OK, fair enough, that’s how MQ wants it, and I encourage you to subscribe, for sure. Each week brings several gems of Wordstuff, just the thing for those of us who fancy a bit of orotundity now and again. This week’s toothsome Weird Word is Fidimplicitary, which Quinion glosses as “Putting one’s faith in someone else’s views”, a phenomenon not unknown in campaign season… He goes on to trace the word to a coinage of Sir Thomas Urquhart (1652), reprinted (thanks to Google Print) in The Works of Sir Thomas Urquhart of Cromarty, Knight (“92 copies printed, some on large paper”, this one from Oxford’s library), in a section headlined as “Logopandecteision” (page image). Here’s some of the text, with especially juicy bits bolded:
60. If any officious critick will run to the omnipotency of God for framing more worlds, according to the common saying, Nothing is impossible to God, that implies not a contradiction, so must he have recourse to the same omnipotent power for furnishing of man with other speech-tools then his tongue, throat, roof of the mouth, lips, and teeth, before the contexture of another universal language can be warped.
61. That I should hit upon the invention of that, for the furtherance of philosophy, and other disciplines and arts, which never hitherto hath been so much as thought upon by any, and that in a matter of so great extent, as the expressing of all the things in the world, both in themselves, actions, ways of doing, situation, pendicles, relations, connexions, pathetick interpositions, and all other appurtenances to a perfect elocution, without being beholding to any language in the world ; insomuch as one word will hardly be believed by our fidimplicitary gown-men, who, satisfied with their predecessors’ contrivances, and taking all things litterally, without examination, blaterate, to the nauseating even of vulgar ears, those exotick proverbs, There is no new thing under the sun, Nihil dictum quod non dictum prius, and, Beware of philosophers; authorizating this on Paul, the first on Solomon, and the other on Terence.
62. But, poor souls, they understand not that in the passage of Solomon is meant, that there is no innovation in the essence of natural things ; all transmutations on the same matter, being into forms, which, as they differ from some, so have an essential uniformity with others pre-existent in the same kind.
63. And when it was said by Paul, Beware of philosophers, he meant such sophisters as themselves, who, under the vizzard of I know not what, corrupt the channels of the truth, and pervert all philosophy and learning.
64. As for the sayings of Terence, whether Scipio couched them or himself, they ought to be inferred rather as testimonies of neat Latine, then for asserting of infallible verities.
65. If there hath been no new thing under the sun, according to the adulterate sense of those pristinary lobcocks, how comes the invention of syllogisms to be attributed to Aristotle, that of the sphere to Archimedes, and logarithms to Napier? It was not Swart, then, and Gertudenburg, that found out gunpowder and the art of printing, for these two men lived after the decease of Solomon.

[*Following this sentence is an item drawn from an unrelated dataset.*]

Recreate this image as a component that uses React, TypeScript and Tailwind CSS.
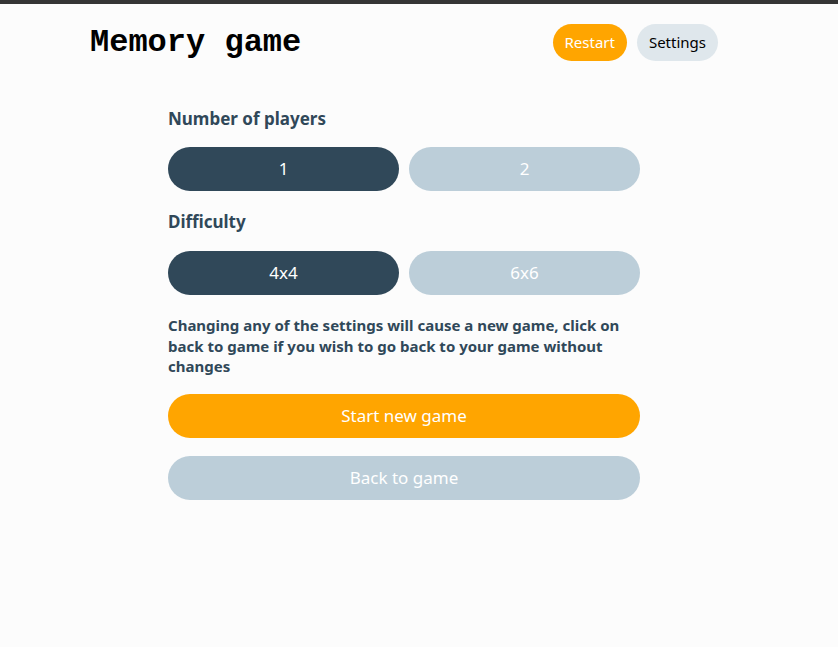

Quinion points to an article entitled “Fragment of a Literary Romance”, in an issue of Blackwood’s Edinburgh Magazine from 1817, for another instance of fidimplicitary, this time modifying coxcombs, they “who fill our too credulous ears with their quisquiliary deblaterations”, and Google Print comes through again with the relevant passage:
([says the author] I have attempted here an imitation of the extraordinary style of Sir Thomas Urquhart, a man of genius, as none who have perused his inimitable translation of part of Rabelais will be disposed to deny, or his extraordinary account of the murder of the admirable Crichton, in his tracts (under the one named the Jewel), but in other respects of the most ridiculous pretensions, and these conveyed in the most quaint and unintelligible phraseology, as every one who has turned over his Introduction to a Universal Language will most readily allow. Most of the singular words in this speech of Sir Thomas are either sanctioned by his own authority, or coined according to those rules he seems to have adopted. both orderly digested and aptly conceived.)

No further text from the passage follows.